STATED EXERCISE →
In the records below, find each line containing the word "this" and copy it.

ENTRIES PROVIDED →
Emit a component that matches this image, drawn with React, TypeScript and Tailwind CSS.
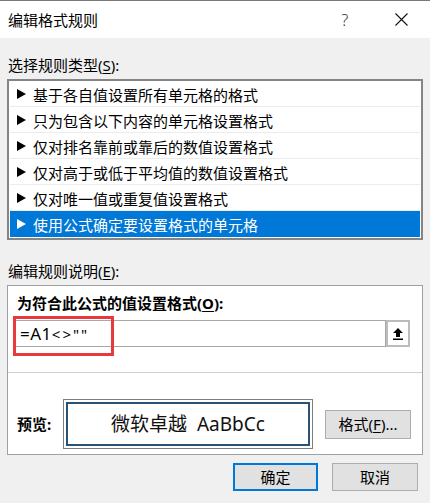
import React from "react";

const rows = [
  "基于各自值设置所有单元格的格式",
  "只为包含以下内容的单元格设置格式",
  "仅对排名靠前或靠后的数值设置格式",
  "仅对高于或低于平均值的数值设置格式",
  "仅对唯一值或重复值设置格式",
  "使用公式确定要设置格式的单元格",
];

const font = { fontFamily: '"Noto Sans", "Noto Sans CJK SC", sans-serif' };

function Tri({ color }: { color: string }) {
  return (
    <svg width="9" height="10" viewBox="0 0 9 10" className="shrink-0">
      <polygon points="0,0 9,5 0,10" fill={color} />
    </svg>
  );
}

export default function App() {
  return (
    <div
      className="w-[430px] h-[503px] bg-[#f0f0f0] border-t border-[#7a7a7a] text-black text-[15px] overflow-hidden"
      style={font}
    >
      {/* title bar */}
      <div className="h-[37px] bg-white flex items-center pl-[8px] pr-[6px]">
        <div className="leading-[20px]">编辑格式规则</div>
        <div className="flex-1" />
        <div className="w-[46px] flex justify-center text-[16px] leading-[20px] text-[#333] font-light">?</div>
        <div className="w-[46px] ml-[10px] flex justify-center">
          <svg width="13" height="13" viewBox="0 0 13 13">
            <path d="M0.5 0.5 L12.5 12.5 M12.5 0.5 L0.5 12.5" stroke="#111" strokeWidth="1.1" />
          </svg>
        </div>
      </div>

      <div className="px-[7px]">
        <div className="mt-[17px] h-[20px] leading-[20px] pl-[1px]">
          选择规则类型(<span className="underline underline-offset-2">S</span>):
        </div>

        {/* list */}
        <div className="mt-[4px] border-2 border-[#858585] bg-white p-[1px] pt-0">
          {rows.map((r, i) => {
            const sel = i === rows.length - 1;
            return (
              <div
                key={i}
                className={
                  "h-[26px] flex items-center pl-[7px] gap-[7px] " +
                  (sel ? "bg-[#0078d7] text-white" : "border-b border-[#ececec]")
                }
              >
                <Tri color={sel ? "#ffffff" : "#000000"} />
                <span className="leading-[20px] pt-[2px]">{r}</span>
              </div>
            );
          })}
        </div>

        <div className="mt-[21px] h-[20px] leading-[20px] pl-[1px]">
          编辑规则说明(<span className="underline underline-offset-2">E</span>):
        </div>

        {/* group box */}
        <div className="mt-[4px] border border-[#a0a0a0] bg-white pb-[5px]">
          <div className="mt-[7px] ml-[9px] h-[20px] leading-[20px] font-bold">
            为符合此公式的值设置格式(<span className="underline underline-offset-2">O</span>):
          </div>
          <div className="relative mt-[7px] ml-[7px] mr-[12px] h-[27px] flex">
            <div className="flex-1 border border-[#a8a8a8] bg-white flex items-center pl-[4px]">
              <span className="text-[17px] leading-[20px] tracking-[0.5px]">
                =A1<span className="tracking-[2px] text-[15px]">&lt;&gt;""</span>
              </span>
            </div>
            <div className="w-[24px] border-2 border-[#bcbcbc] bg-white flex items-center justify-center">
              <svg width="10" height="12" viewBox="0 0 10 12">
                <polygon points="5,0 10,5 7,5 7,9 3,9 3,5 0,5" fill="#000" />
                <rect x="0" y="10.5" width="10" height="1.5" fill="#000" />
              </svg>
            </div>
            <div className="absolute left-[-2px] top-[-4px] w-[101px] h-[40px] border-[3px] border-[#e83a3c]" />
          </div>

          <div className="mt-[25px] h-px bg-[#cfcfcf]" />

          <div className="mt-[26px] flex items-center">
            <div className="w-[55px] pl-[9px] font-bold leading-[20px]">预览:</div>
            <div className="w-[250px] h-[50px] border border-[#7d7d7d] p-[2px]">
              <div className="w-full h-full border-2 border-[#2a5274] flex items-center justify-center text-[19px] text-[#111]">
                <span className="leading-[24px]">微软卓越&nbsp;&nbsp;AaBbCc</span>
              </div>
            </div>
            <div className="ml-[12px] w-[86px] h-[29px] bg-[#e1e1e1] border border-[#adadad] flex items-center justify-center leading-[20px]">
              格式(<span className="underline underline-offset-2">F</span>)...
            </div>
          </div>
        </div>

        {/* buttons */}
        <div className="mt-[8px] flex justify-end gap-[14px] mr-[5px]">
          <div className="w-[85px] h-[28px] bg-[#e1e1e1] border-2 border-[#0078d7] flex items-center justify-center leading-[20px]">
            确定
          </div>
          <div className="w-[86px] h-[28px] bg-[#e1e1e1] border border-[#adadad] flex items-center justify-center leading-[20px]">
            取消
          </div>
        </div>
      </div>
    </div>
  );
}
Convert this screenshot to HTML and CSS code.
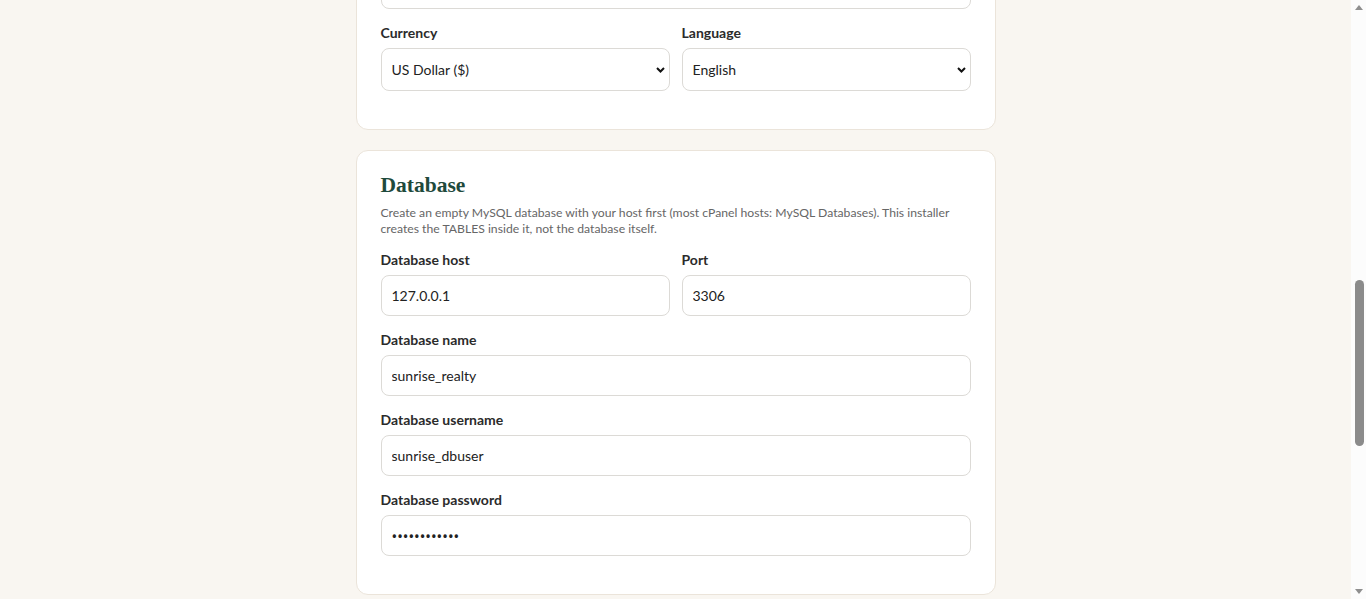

THE ANSWER →
Emit a component that matches this image, drawn with React, TypeScript and Tailwind CSS.
Convert this screenshot to HTML and CSS code.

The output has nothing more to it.